Best Current Practices for good plugin graphs

These are some guidelines that will make it easier to understand the graphs produced by your plugins.

Graph labeling

  • The different labels should be short enough to fit the graph
  • The label should be specific: “transaction volume” is better than “volume”, “5 min load average” is better than “load average”.
  • If the measure is a rate the time unit should be given in the vertical label: “bytes / ${graph_period}” is better than “bytes” or the even worse “throughput”.
  • All the graph_* values specified by the plugin can be used in the title and vlabel values.

${graph_*} in plugin output will be magically replaced with the correct value by Munin.

This is a good example of all this: exim_mailstats

Values

Plugins that measure rates should strive to use absolute counters (COUNTER, DERIVE) rather than averages (GAUGE) calculated by an OS tool. E.g. iostat on Solaris or ifconfig (see the demonstration plugin) will output counters rather than short term averages. Counters will be much more correct since Munin can average the measure over its own sample interval instead - this will for example pick up short peaks in loads that Munin might otherwise not see.

DERIVE vs. COUNTER

To avoid spikes in the graph when counters are reset (as opposed to wrapping), use ${name}.type DERIVE and ${name}.min 0. Note that this will cause lost data points when the counter wraps, and should therefore not be used with plugins that are expected to wrap more often than be reset (or sampled). An example of this is the Linux if_ plugin on 32bit machines with a busy (100Mbps) network.

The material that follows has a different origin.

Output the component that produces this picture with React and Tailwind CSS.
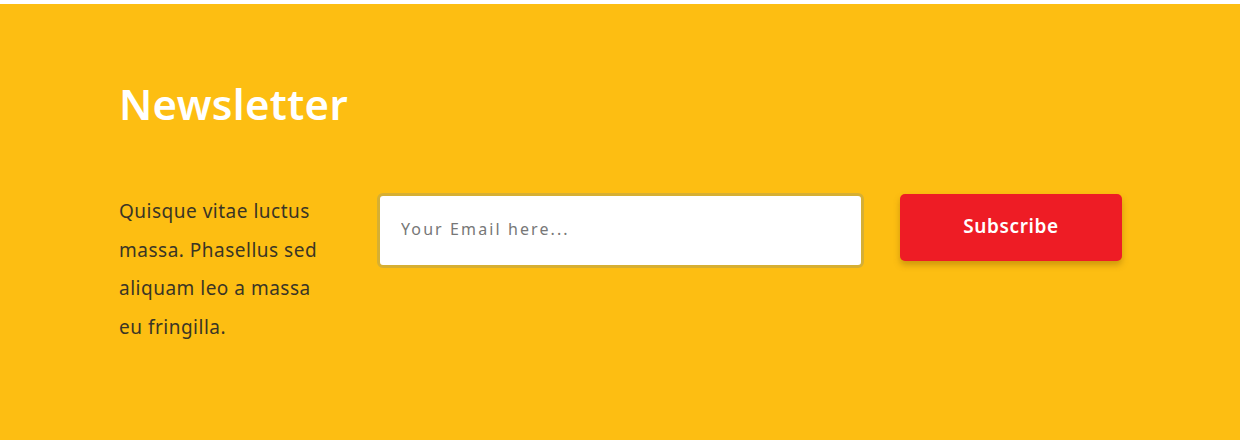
export default function App() {
  return (
    <div className="w-[1240px] h-[440px] bg-white pt-[4px]" style={{ fontFamily: '"Noto Sans", "Open Sans", sans-serif' }}>
      <div className="h-[436px] bg-[#FDBE12] pl-[119px] pt-[70px]">
        <h2 className="text-[42px] leading-[60px] font-semibold text-white tracking-[0.3px]">Newsletter</h2>
        <div className="flex items-start mt-[59px]">
          <p className="w-[210px] mr-[15px] text-[19px] leading-[38.5px] text-[#3a3525] font-normal tracking-[0.5px] -mt-[1px]">
            Quisque vitae luctus massa. Phasellus sed aliquam leo a massa eu fringilla.
          </p>
          <div className="ml-[33px] w-[487px] h-[75px] rounded-[6px] border-[3px] border-[#D6AF33] bg-white flex items-center pl-[21px]">
            <input
              className="w-full outline-none text-[16px] tracking-[2.1px] text-[#555] placeholder:text-[#777] bg-transparent -mt-[3px]"
              placeholder="Your Email here..."
            />
          </div>
          <button className="ml-[36px] mt-[1px] w-[222px] h-[67px] rounded-[5px] bg-[#EE1C25] text-white text-[19px] font-semibold tracking-[0.6px] shadow-[0_4px_6px_rgba(120,80,0,0.35)] pb-[2px]">
            Subscribe
          </button>
        </div>
      </div>
    </div>
  );
}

The reasons behind this is rooted in the nature of 32 bit two’s complement arithmetic and the way such numbers wrap around from huge positive numbers to huge negative numbers when they overflow. Please refer to these two articles in wikipedia to learn more: Binary Arithmetic and Two’s complement.

To summarize:
  1. Use DERIVE
  2. Use ${name}.min to avoid negative spikes

Graph scaling

graph_args --base 1000 --lower-limit 0
graph_scale no

See graph_args for its documentation.

Choosing a scaler:
  • For disk bytes use 1024 as base (df and other Unix tools still use this though disks are sold assuming 1K=1000)
  • For RAM bytes use 1024 as base (RAM is sold that way and always accounted for that way)
  • For network bits or bytes use 1000 as base (ethernet and line vendors use this)
  • For anything else use 1000 as base

The key is to choose the base that people are used to dealing with the units in. Of the four points above, what units to use for disk storage is most in doubt: the sale of disks the last 10-15 years with 1K=1000 and the recent addition of --si options to GNU tools tell us that people are starting to think of disks that way too. But 1024 is ‘’very’’ basic to the design of disks and filesystems on a low level so the 1024 is likely to remain.

In addition, most people want to see network speeds in bits not bytes. If your readings are in bytes you might multiply the number by 8 yourself to get bits, or you may leave it to Munin (actually rrd). If the throughput number is reported in down.value the config output may specify down.cdef down,8,* to multiply the down number by 8 (this syntax is known as Reverse Polish Notation).

Direction

For a rate measurement plugin that can report on data both going in and out, such as the if_(“eth0”) plugin that would report on bytes (or packets) going in and out, it makes sense to graph incoming and outgoing on the same graph. The convention in Munin has become that outgoing data is graphed above the x-axis (i.e., positive) and incoming data is graphed below the y-axis like this:

../../_images/if_eth0-week.png

This is achieved by using the following field attributes. This example assumes that your plugin generates two fieldnames inputrate and outputrate. The input rate goes under the x-axis so it needs to be manipulated:

inputrate.graph no
outputrate.negative inputrate

The first disables normal graphing of inputrate. The second activates a hack in munin to get the input and output graphs in the same color and on opposite sides of the x-axis.

Legends

As of version 1.2 Munin supports explanatory legends on both the graph and field level. Many plugins - even the CPU use plugin - should make use of this. The CPU “io wait” number for example will only get larger than 0 if the CPU has nothing else to do in the time interval. Many (nice) graphs will only be completely clear once a rather obscure man page has been read (or in the Linux case perhaps even the kernel source). Using the legend possibilities Munin supports will help this.

Graph legends are added by using the graph_info attribute, while field legends use the fieldname.info attribute.

Graph category

If the plugin gives the graph_category attribute in its config output, the graph will be grouped together with other graphs of the same category. Please consult the well-known categories for a list of the categories currently in use.

Documentation

Extended documentation should be added within the documentation header of the plugin script. See our instructions on POD style documentation in the wiki.